## BEGIN
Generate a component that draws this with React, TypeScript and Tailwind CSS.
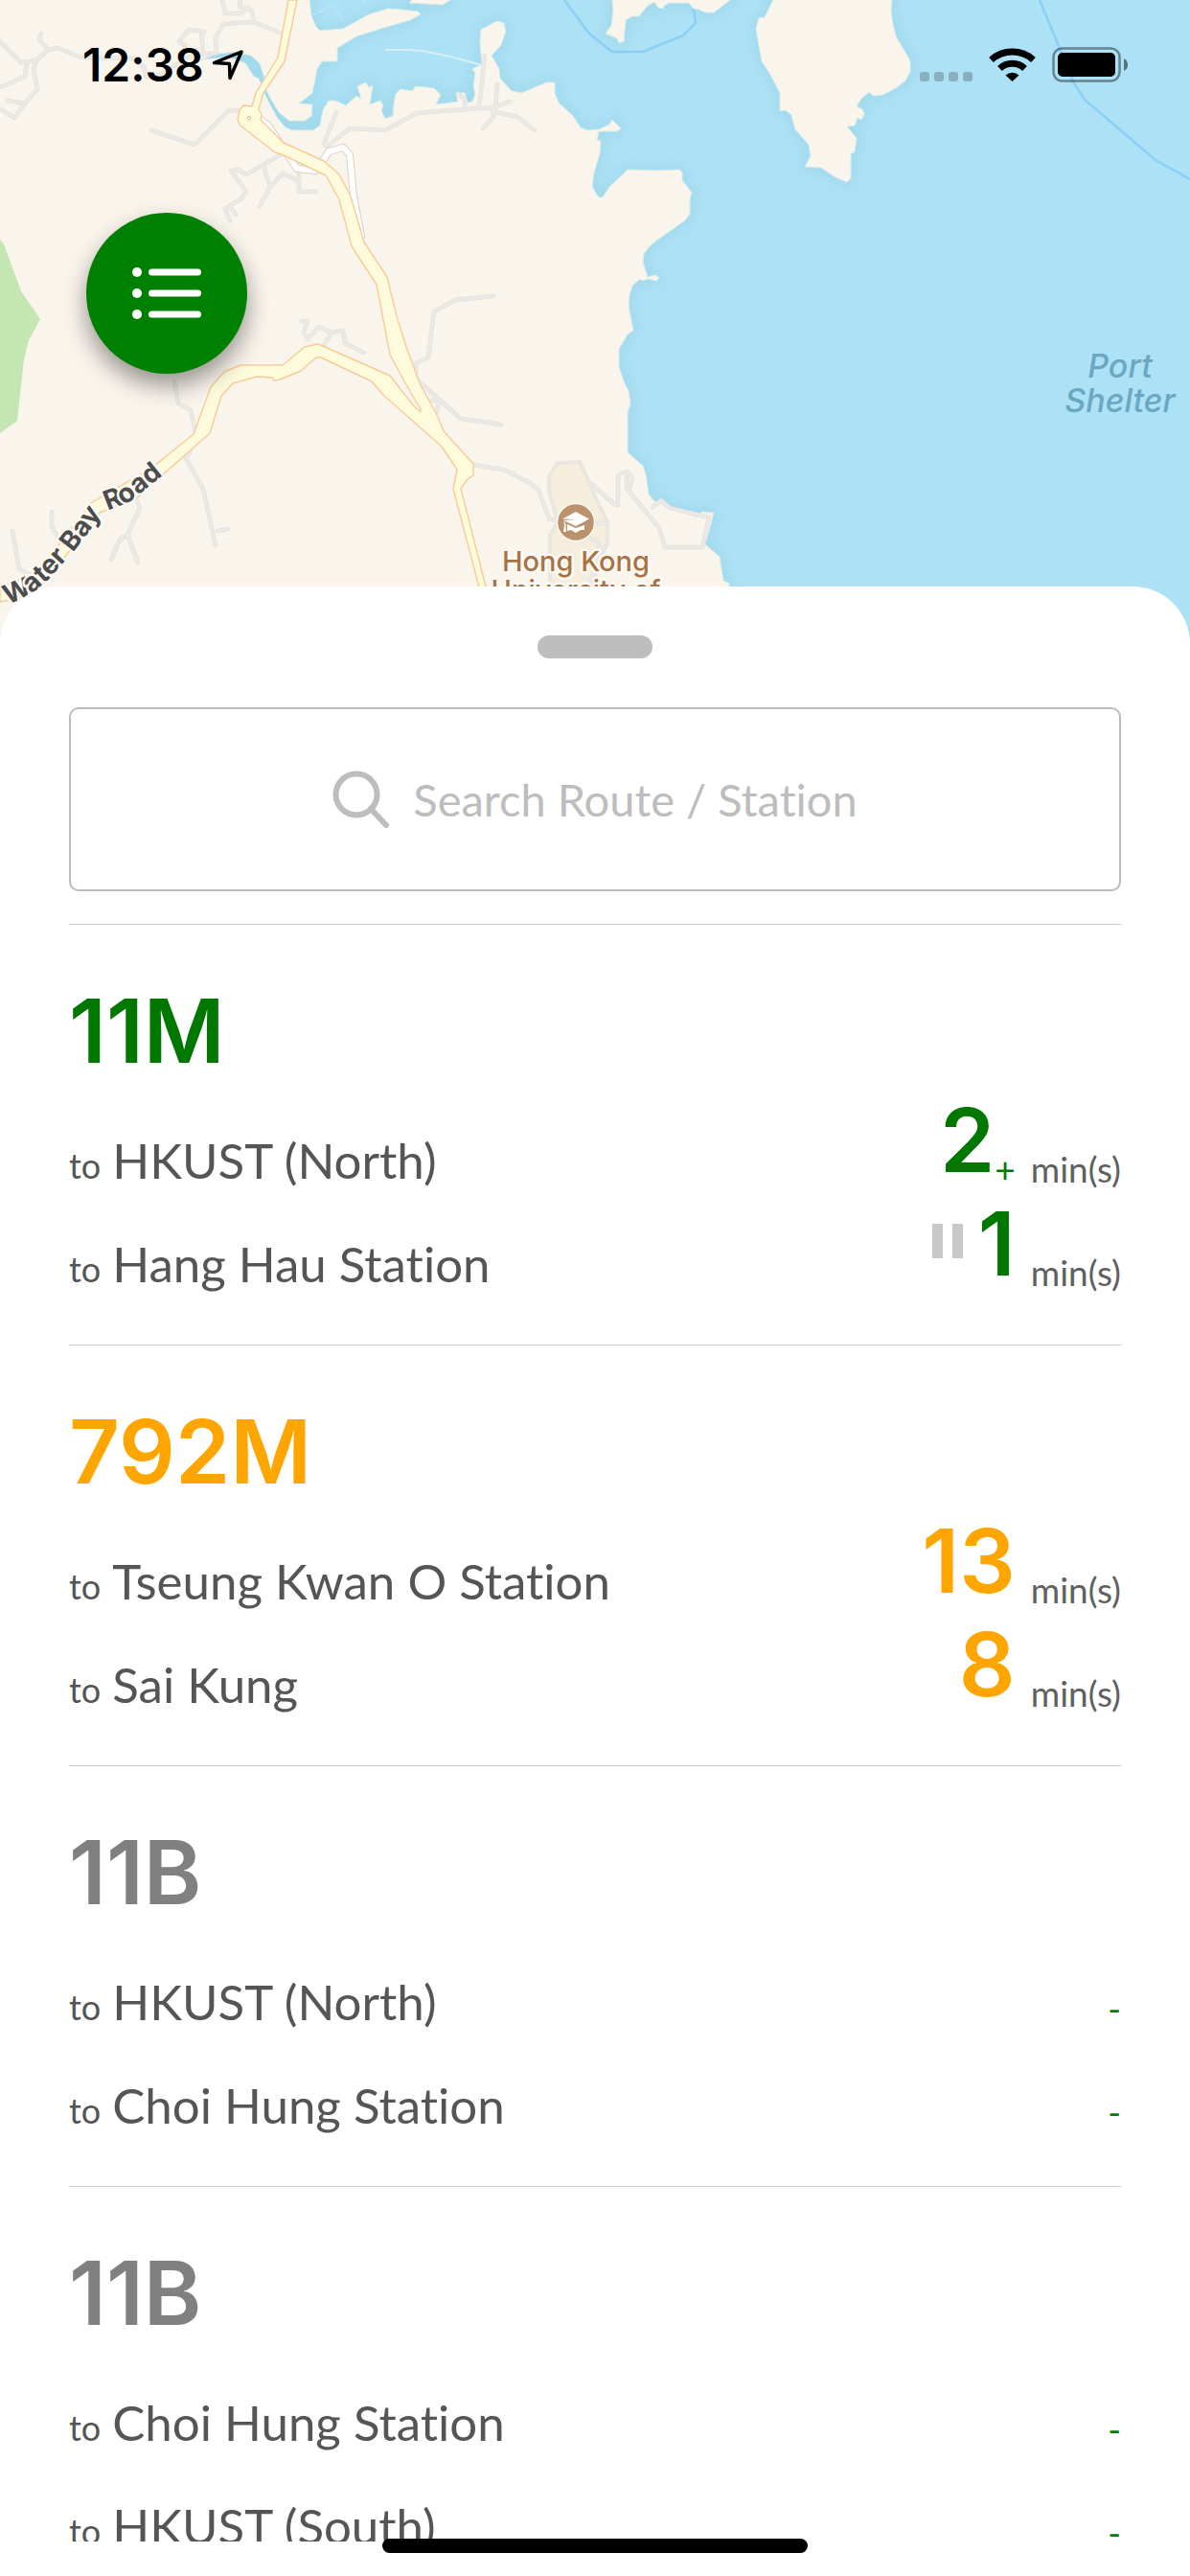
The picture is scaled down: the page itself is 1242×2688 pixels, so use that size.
const lato = "font-['Lato','Liberation_Sans',sans-serif] [font-variant-ligatures:none]";
const inter = "font-['Inter','Liberation_Sans',sans-serif]";

const routes = [
  {
    id: 1,
    name: "11M",
    color: "text-[#007800]",
    stops: [
      { to: "HKUST (North)", min: "2", plus: true },
      { to: "Hang Hau Station", min: "1", paused: true },
    ],
  },
  {
    id: 2,
    name: "792M",
    color: "text-[#ffa500]",
    stops: [
      { to: "Tseung Kwan O Station", min: "13" },
      { to: "Sai Kung", min: "8" },
    ],
  },
  {
    id: 3,
    name: "11B",
    color: "text-[#808080]",
    stops: [{ to: "HKUST (North)" }, { to: "Choi Hung Station" }],
  },
  {
    id: 4,
    name: "11B",
    color: "text-[#808080]",
    stops: [{ to: "Choi Hung Station" }, { to: "HKUST (South)" }],
  },
];

const land = [
  "M-20 -20H323V0L325 17 330 28 334 32 358 30 385 15 405 9 420 10 436 12 439 15 428 21 400 29 372 38 352 50 352 64 336 64 331 72 326 97 312 108 326 109 325 121 318 126 302 126 291 117 283 104 278 94 275 78 271 66 262 58 245 54 228 56 210 62 240 60 256 66 265 80 270 82 275 95 281 108 290 124 298 133 306 136 327 136 334 131 337 115 343 105 350 105 361 110 372 100 377 103 373 90 382 86 385 91 389 89 386 109 397 105 400 110 398 115 402 124 410 121 411 108 413 98 418 93 431 95 433 90 453 92 460 99 455 109 478 106 476 97 485 97 488 107 493 106 496 98 494 90 496 76 493 72 503 67 501 45 502 31 519 22 526 24 528 32 523 47 513 58 521 72 522 82 534 95 545 97 570 86 579 86 579 97 583 107 598 121 606 133 613 136 625 135 636 130 639 125 648 134 644 137 625 137 623 146 627 147 626 160 620 180 618 195 625 206 629 206 636 195 655 177 683 178 709 177 712 180 712 188 722 201 720 207 720 223 715 230 685 251 677 258 672 265 671 274 676 289 684 287 688 290 685 293 677 291 670 293 668 291 660 298 657 308 656 320 661 345 655 349 646 364 646 383 651 398 656 408 658 422 655 430 655 472 671 486 674 495 677 516 684 524 692 522 700 530 731 537 732 534 745 535 736 568 751 581 755 606 761 609V690H-20Z",
  "M427 3L462 5 470 0V-20H430V0Z",
  "M639 -20V0L640 10 638 27 632 35 644 40 646 45 651 43 653 21 660 17 667 17 676 6 683 2 687 8 692 9 693 6 698 3H719L724 9 730 10 736 13H745L762 0V-20Z",
  "M807 -20V0L798 18 792 19 789 30 795 64 803 76 814 97V116L820 115 826 120 830 135 844 151 846 163 840 174 857 175 872 185 884 190 888 186V161L892 158 894 144 884 132 892 131 895 123 899 125 902 119 900 114 894 111 899 103 907 96 912 100 921 99 935 92 945 84 950 75V65L947 58 935 38 931 20 930 10 931 0V-20Z",
];

const lanes = [
  "M0 43L22 65 38 63 50 52 60 50 85 60 140 61 150 70 153 80",
  "M50 52L41 41 43 35",
  "M28 65L26 80 0 91",
  "M38 63L35 72 39 93 26 108 15 123 0 114M26 108L8 105",
  "M232 0L235 14H251L259 8 263 12 265 23 233 25 225 40 226 55",
  "M251 0L250 7 259 8M265 23L294 35",
  "M213 33L197 31 187 43 194 48M210 33L212 57M153 80L168 78 195 60 226 55",
  "M158 136L203 151 239 115 252 116",
  "M292 162L257 182 248 177 241 178 257 200 252 207 235 218 240 230M240 215L246 224",
  "M275 173L282 195 271 215M282 195L295 181 312 189M312 180V200H330",
  "M351 117L338 150 341 153 365 134 402 136 435 118 500 113 517 112 519 88",
  "M506 58L500 112M485 114V104L478 98M514 112L532 106M514 116L540 122 558 136M514 112L515 122 504 134",
  "M515 309L475 313 453 325 447 373 434 379V395L481 437 523 443M450 418H458L456 430",
  "M182 398L186 421 199 428 204 450M199 470L194 478 212 510 225 569M227 554L238 552",
  "M143 523L146 530 133 558 144 587M133 558L125 563 116 584",
  "M54 534V549L64 568M13 554L20 594 35 602",
  "M315 335L321 335 317 347 321 354 333 341 346 347 358 345 360 358 380 368M346 347L338 360",
  "M494 485L526 490 553 504 562 511 573 541 580 543",
  "M615 503L642 527H645V496L654 492 660 499 656 512 688 551 694 571H733L740 540 699 530 690 522 681 529",
  "M614 546H634M613 560L624 565 627 580 614 612",
  "M654 498V510",
];

const highway =
  "M301 0L290 60 267 97 263 111 254 110 250 115 248 125 251 131 287 159 296 162 340 183 354 208 367 257 393 297 407 370 422 398 439 427V430L432 424 407 392 332 359 318 362 295 381H251L234 388 220 404 202 453 160 487 95 525 60 570 40 596 0 614V628L20 624 50 605 70 578 104 535 145 518 168 497 219 452 231 413 243 400 268 393 285 394 286 397 292 396 314 387 330 373H335L388 398 400 412 461 466 477 490 473 510 502 620H509L481 510 488 500 494 496V484L463 450 457 435 438 400 424 362 414 330 404 289 380 253 366 205 354 182 338 168 296 149 272 125 273 120 270 114 275 97 297 64 310 0Z";

function MapView() {
  return (
    <svg
      aria-label="Map of Port Shelter"
      viewBox="0 0 1242 672"
      preserveAspectRatio="xMidYMid slice"
      className={`absolute inset-0 h-full w-full ${inter}`}
    >
      <defs>
        <filter id="shore" x="-5%" y="-5%" width="110%" height="110%">
          <feGaussianBlur stdDeviation="7" />
        </filter>
        <path id="bayRoad" d="M8 631L32 621 50 605 78 574 98 548Q104 536 112 533L135 524 185 484" />
      </defs>
      <rect width="1242" height="672" fill="#ade1f6" />
      <g fill="#9bd6e6" stroke="#9bd6e6" strokeWidth="8" filter="url(#shore)" opacity="0.7">
        {land.map((d) => (
          <path key={d} d={d} />
        ))}
      </g>
      <g fill="none" stroke="#8bcef6" strokeWidth="2.5">
        <path d="M589 0L615 35 639 54H671L713 37 726 24 724 9" />
        <path d="M1085 0L1105 48 1120 85 1132 104 1206 167 1242 187" />
      </g>
      <g fill="#f9f4ec" stroke="#dcedea" strokeWidth="1">
        {land.map((d) => (
          <path key={d} d={d} />
        ))}
      </g>
      <path d="M402 52H425L440 53 470 59 503 68" fill="none" stroke="#d6eef5" strokeWidth="2" />
      <path d="M326 16L347 5 357 20M379 0L383 6" fill="none" stroke="#c6e9f5" strokeWidth="1" />
      <path d="M0 250L4 255 22 304 42 333 30 355 25 375 18 439 0 452Z" fill="#c3e6b2" />
      <path
        d="M573 512V497L582 483 605 482 615 503 621 518 634 545V567L625 585 617 620H574V558L582 545Z"
        fill="#f6eedd"
        stroke="#e9e6e0"
        strokeWidth="4"
      />
      <g fill="none" strokeLinecap="round" strokeLinejoin="round">
        <g stroke="#e3e1dd" strokeWidth="4.5">
          {lanes.map((d) => (
            <path key={d} d={d} />
          ))}
        </g>
        <g stroke="#ebe9e6" strokeWidth="3">
          {lanes.map((d) => (
            <path key={d} d={d} />
          ))}
        </g>
        <path d="M272 125L280 131 310 176 329 178M335 171L343 158 358 154 365 161 369 205 377 246" stroke="#d9d0c6" strokeWidth="8" />
        <path d="M272 125L280 131 310 176 329 178M335 171L343 158 358 154 365 161 369 205 377 246" stroke="#fff" strokeWidth="6" />
      </g>
      <path d={highway} fill="#fdfbdb" stroke="#f7cb98" strokeWidth="1.4" strokeLinejoin="round" />
      <circle cx="260" cy="123" r="1.6" fill="#fdf3d0" stroke="#eeb98a" />

      <g paintOrder="stroke" stroke="#fcf9f4" strokeWidth="5" strokeLinejoin="round">
        <text fill="#4c4c4c" className="text-[28px] font-bold">
          <textPath href="#bayRoad">Water Bay Road</textPath>
        </text>
        <g fill="#a87344" textAnchor="middle" className="text-[29px] font-medium">
          <text x="601" y="596">Hong Kong</text>
          <text x="601" y="626">University of</text>
        </g>
      </g>
      <g fill="#6aa8c0" textAnchor="middle" className="text-[34px] font-medium italic">
        <text x="1169" y="394">Port</text>
        <text x="1169" y="430">Shelter</text>
      </g>

      <circle cx="601" cy="545" r="19.5" fill="#ba926d" stroke="#fcf9f4" strokeWidth="1.5" />
      <g fill="#fff">
        <path d="M601 534L615 541.5 601 549 588 543 601 542 587 541.5Z" />
        <path d="M592 547L601 551 610 548V553L606 553 601 556 596 553 592 554Z" />
        <path d="M588.500 543L590.500 547 591 555H588L589 548Z" />
      </g>
    </svg>
  );
}

function StatusBar() {
  return (
    <div className="relative flex items-start justify-between pt-[45px] pr-16 pl-[86px]">
      <div className="flex items-center gap-2">
        <span className={`text-[48px] leading-[46px] font-semibold text-black ${inter}`}>12:38</span>
        <svg viewBox="0 0 34 34" className="h-[34px] w-[34px]" fill="none" stroke="#000" strokeWidth="3.5" strokeLinejoin="round">
          <path d="M31 3L2.500 14.500 18.500 15.500 19 30.500Z" />
        </svg>
      </div>
      <svg viewBox="0 0 218 46" className="h-[46px] w-[218px]">
        <g fill="#000" fillOpacity="0.22">
          <rect x="0" y="30" width="10" height="10" rx="3" />
          <rect x="15" y="30" width="10" height="10" rx="3" />
          <rect x="30" y="30" width="10" height="10" rx="3" />
          <rect x="45" y="30" width="10" height="10" rx="3" />
        </g>
        <g fill="none" stroke="#000" strokeWidth="7">
          <path d="M74.500 17.500A33 33 0 0 1 118.500 17.500" />
          <path d="M83.500 26.500A19 19 0 0 1 109.500 26.500" />
        </g>
        <path d="M89.500 33.500A10.500 10.500 0 0 1 103.500 33.500L96.500 40Z" />
        <rect x="139.500" y="5.500" width="69" height="34" rx="9" fill="none" stroke="#000" strokeOpacity="0.42" strokeWidth="2.500" />
        <rect x="144" y="10" width="60" height="25" rx="5" />
        <path d="M213 16Q217 18 217 22.500T213 29Z" fillOpacity="0.5" />
      </svg>
    </div>
  );
}

function Eta({ stop }) {
  if (!stop.min) {
    return <div className="pb-2 text-[37px] leading-[48px] text-[#008000]">-</div>;
  }
  return (
    <div className="flex items-end">
      {stop.paused && (
        <span className="mr-4 mb-[45px] flex gap-[10px]">
          <span className="h-9 w-[11px] bg-[#c8c8c8]" />
          <span className="h-9 w-[11px] bg-[#c8c8c8]" />
        </span>
      )}
      <span className={`pb-[14px] text-[92px] leading-[92px] font-semibold ${inter}`}>{stop.min}</span>
      {stop.plus && <span className="pb-[6px] text-[37px] leading-[48px]">+</span>}
      <span className="ml-4 pb-[6px] text-[37px] leading-[48px] text-[#606060]">min(s)</span>
    </div>
  );
}

function RouteCard({ route }) {
  return (
    <li className="h-[439px] shrink-0 border-t border-[#cccccc] pt-[65px]">
      <h2 className={`text-[92px] leading-[92px] font-semibold ${inter} ${route.color}`}>{route.name}</h2>
      <ul className="pt-5">
        {route.stops.map((stop) => (
          <li key={stop.to} className="flex h-[108px] items-end justify-between">
            <div className="flex items-baseline gap-3 pb-[7px] text-[#555555]">
              <span className="text-[36px]">to</span>
              <span className="text-[51px] leading-[64px]">{stop.to}</span>
            </div>
            <div className={route.color}>
              <Eta stop={stop} />
            </div>
          </li>
        ))}
      </ul>
    </li>
  );
}

export default function App() {
  return (
    <div className={`relative flex h-screen flex-col overflow-hidden bg-white ${lato}`}>
      <header className="relative h-[672px] shrink-0">
        <MapView />
        <StatusBar />
        <button
          aria-label="Open list"
          className="relative mt-[131px] ml-[90px] flex h-[168px] w-[168px] items-center justify-center rounded-full bg-[#008000] shadow-[0_12px_24px_rgba(0,0,0,0.4)]"
        >
          <svg viewBox="0 0 72 54" className="h-[54px] w-[72px]" fill="#fff">
            <circle cx="5" cy="5" r="5" />
            <circle cx="5" cy="27" r="5" />
            <circle cx="5" cy="49" r="5" />
            <rect x="17" y="1.500" width="55" height="7" rx="3.500" />
            <rect x="17" y="23.500" width="55" height="7" rx="3.500" />
            <rect x="17" y="45.500" width="55" height="7" rx="3.500" />
          </svg>
        </button>
      </header>

      <main className="relative -mt-[60px] flex min-h-0 flex-1 flex-col rounded-t-[60px] bg-white px-[72px] pt-[51px] pb-9">
        <div className="h-6 w-[120px] shrink-0 self-center rounded-full bg-[#bebebe]" />
        <label className="mt-[51px] flex h-48 shrink-0 items-center justify-center gap-6 rounded-[10px] border-2 border-[#bbbbbb]">
          <svg viewBox="0 0 60 60" className="h-[60px] w-[60px]" fill="none" stroke="#bdbdbd">
            <circle cx="25" cy="25" r="21.500" strokeWidth="6" />
            <path d="M40 40L56 57" strokeWidth="6" strokeLinecap="round" />
          </svg>
          <input
            type="text"
            aria-label="Search route or station"
            placeholder="Search Route / Station"
            className="field-sizing-content text-[47px] leading-[60px] outline-none placeholder:text-[#bdbdbd]"
          />
        </label>
        <ul className="mt-[34px] flex min-h-0 flex-1 flex-col overflow-hidden">
          {routes.map((route) => (
            <RouteCard key={route.id} route={route} />
          ))}
        </ul>
      </main>

      <div className="absolute bottom-6 left-1/2 h-[15px] w-[444px] -translate-x-1/2 rounded-full bg-black" />
    </div>
  );
}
## END
## TASK GOAL
Extract each line holding the string "that".

## EXERCISE SOLUTION
Generate a component that draws this with React, TypeScript and Tailwind CSS.
The picture is scaled down: the page itself is 1242×2688 pixels, so use that size.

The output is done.